**STATED EXERCISE:** Set down each line of the data below exactly as it stands, dropping the pictures.

**STORED DATA:**
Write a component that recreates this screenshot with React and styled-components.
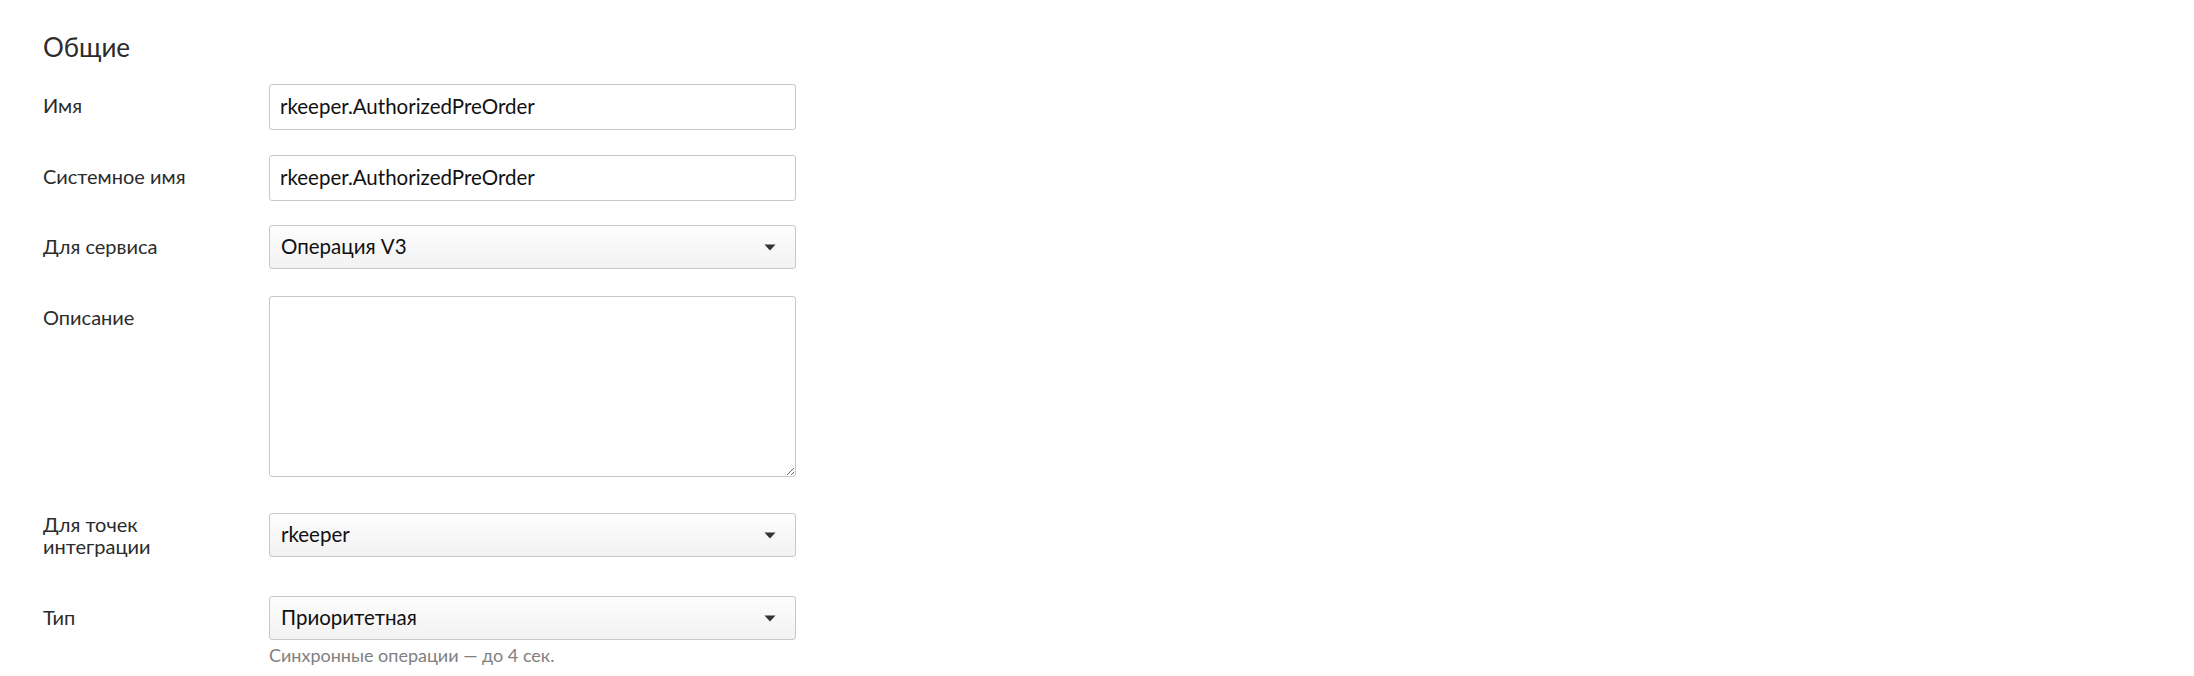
import React from "react";
import styled, { createGlobalStyle } from "styled-components";

const Global = createGlobalStyle`
  html, body { margin: 0; padding: 0; background: #fff; }
  body { font-family: Lato, "Open Sans", "Noto Sans", sans-serif; color: #2b2b2b; }
  * { box-sizing: border-box; }
`;

const Page = styled.div`
  padding: 31px 0 0 43px;
`;

const Title = styled.h2`
  margin: 0 0 21px;
  font-size: 26px;
  line-height: 32px;
  font-weight: 400;
  color: #2b2b2b;
`;

const Form = styled.div`
  display: flex;
  flex-direction: column;
`;

const Row = styled.div`
  display: grid;
  grid-template-columns: 226px 527px;
  align-items: ${(p) => (p.$center ? "center" : "start")};
  margin-bottom: ${(p) => p.$gap ?? 25}px;
`;

const Label = styled.label`
  font-size: 20px;
  line-height: 22px;
  color: #2b2b2b;
  padding-top: ${(p) => (p.$center ? 0 : 10)}px;
`;

const Field = styled.div`
  display: flex;
  flex-direction: column;
`;

const TextInput = styled.input`
  width: 100%;
  height: 46px;
  border: 1px solid #c8c8c8;
  border-radius: 3px;
  padding: 0 10px 3px;
  font-family: inherit;
  font-size: 20.5px;
  color: #111;
  background: #fff;
  outline: none;
`;

const TextArea = styled.textarea`
  display: block;
  width: 100%;
  height: 181px;
  border: 1px solid #c8c8c8;
  border-radius: 3px;
  padding: 10px;
  font-family: inherit;
  font-size: 20.5px;
  color: #111;
  background: #fff;
  outline: none;
`;

const SelectBox = styled.div`
  height: 44px;
  border: 1px solid #c8c8c8;
  border-radius: 3px;
  padding: 0 19px 2px 11px;
  display: flex;
  align-items: center;
  justify-content: space-between;
  background: linear-gradient(#fdfdfd, #f2f2f2);
  font-size: 20.5px;
  color: #111;
`;

const Caret = styled.svg`
  width: 12px;
  height: 7px;
  flex: none;
  margin-top: 2px;
`;

const Hint = styled.div`
  margin-top: 5px;
  font-size: 18px;
  line-height: 21px;
  color: #808080;
`;

const Select = ({ value }) => (
  <SelectBox>
    <span>{value}</span>
    <Caret viewBox="0 0 12 7">
      <path d="M0.5 0.5 L11.5 0.5 L6 6.5 Z" fill="#333" />
    </Caret>
  </SelectBox>
);

export default function App() {
  return (
    <>
      <Global />
      <Page>
        <Title>Общие</Title>
        <Form>
          <Row>
            <Label>Имя</Label>
            <TextInput defaultValue="rkeeper.AuthorizedPreOrder" />
          </Row>
          <Row $gap={24}>
            <Label>Системное имя</Label>
            <TextInput defaultValue="rkeeper.AuthorizedPreOrder" />
          </Row>
          <Row $gap={27}>
            <Label>Для сервиса</Label>
            <Select value="Операция V3" />
          </Row>
          <Row $gap={36}>
            <Label>Описание</Label>
            <TextArea />
          </Row>
          <Row $gap={39} $center>
            <Label $center>
              Для точек
              <br />
              интеграции
            </Label>
            <Select value="rkeeper" />
          </Row>
          <Row $gap={0}>
            <Label>Тип</Label>
            <Field>
              <Select value="Приоритетная" />
              <Hint>Синхронные операции — до 4 сек.</Hint>
            </Field>
          </Row>
        </Form>
      </Page>
    </>
  );
}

**CORRECT RESPONSE:**
Write a component that recreates this screenshot with React and styled-components.
import React from "react";
import styled, { createGlobalStyle } from "styled-components";

const Global = createGlobalStyle`
  html, body { margin: 0; padding: 0; background: #fff; }
  body { font-family: Lato, "Open Sans", "Noto Sans", sans-serif; color: #2b2b2b; }
  * { box-sizing: border-box; }
`;

const Page = styled.div`
  padding: 31px 0 0 43px;
`;

const Title = styled.h2`
  margin: 0 0 21px;
  font-size: 26px;
  line-height: 32px;
  font-weight: 400;
  color: #2b2b2b;
`;

const Form = styled.div`
  display: flex;
  flex-direction: column;
`;

const Row = styled.div`
  display: grid;
  grid-template-columns: 226px 527px;
  align-items: ${(p) => (p.$center ? "center" : "start")};
  margin-bottom: ${(p) => p.$gap ?? 25}px;
`;

const Label = styled.label`
  font-size: 20px;
  line-height: 22px;
  color: #2b2b2b;
  padding-top: ${(p) => (p.$center ? 0 : 10)}px;
`;

const Field = styled.div`
  display: flex;
  flex-direction: column;
`;

const TextInput = styled.input`
  width: 100%;
  height: 46px;
  border: 1px solid #c8c8c8;
  border-radius: 3px;
  padding: 0 10px 3px;
  font-family: inherit;
  font-size: 20.5px;
  color: #111;
  background: #fff;
  outline: none;
`;

const TextArea = styled.textarea`
  display: block;
  width: 100%;
  height: 181px;
  border: 1px solid #c8c8c8;
  border-radius: 3px;
  padding: 10px;
  font-family: inherit;
  font-size: 20.5px;
  color: #111;
  background: #fff;
  outline: none;
`;

const SelectBox = styled.div`
  height: 44px;
  border: 1px solid #c8c8c8;
  border-radius: 3px;
  padding: 0 19px 2px 11px;
  display: flex;
  align-items: center;
  justify-content: space-between;
  background: linear-gradient(#fdfdfd, #f2f2f2);
  font-size: 20.5px;
  color: #111;
`;

const Caret = styled.svg`
  width: 12px;
  height: 7px;
  flex: none;
  margin-top: 2px;
`;

const Hint = styled.div`
  margin-top: 5px;
  font-size: 18px;
  line-height: 21px;
  color: #808080;
`;

const Select = ({ value }) => (
  <SelectBox>
    <span>{value}</span>
    <Caret viewBox="0 0 12 7">
      <path d="M0.5 0.5 L11.5 0.5 L6 6.5 Z" fill="#333" />
    </Caret>
  </SelectBox>
);

export default function App() {
  return (
    <>
      <Global />
      <Page>
        <Title>Общие</Title>
        <Form>
          <Row>
            <Label>Имя</Label>
            <TextInput defaultValue="rkeeper.AuthorizedPreOrder" />
          </Row>
          <Row $gap={24}>
            <Label>Системное имя</Label>
            <TextInput defaultValue="rkeeper.AuthorizedPreOrder" />
          </Row>
          <Row $gap={27}>
            <Label>Для сервиса</Label>
            <Select value="Операция V3" />
          </Row>
          <Row $gap={36}>
            <Label>Описание</Label>
            <TextArea />
          </Row>
          <Row $gap={39} $center>
            <Label $center>
              Для точек
              <br />
              интеграции
            </Label>
            <Select value="rkeeper" />
          </Row>
          <Row $gap={0}>
            <Label>Тип</Label>
            <Field>
              <Select value="Приоритетная" />
              <Hint>Синхронные операции — до 4 сек.</Hint>
            </Field>
          </Row>
        </Form>
      </Page>
    </>
  );
}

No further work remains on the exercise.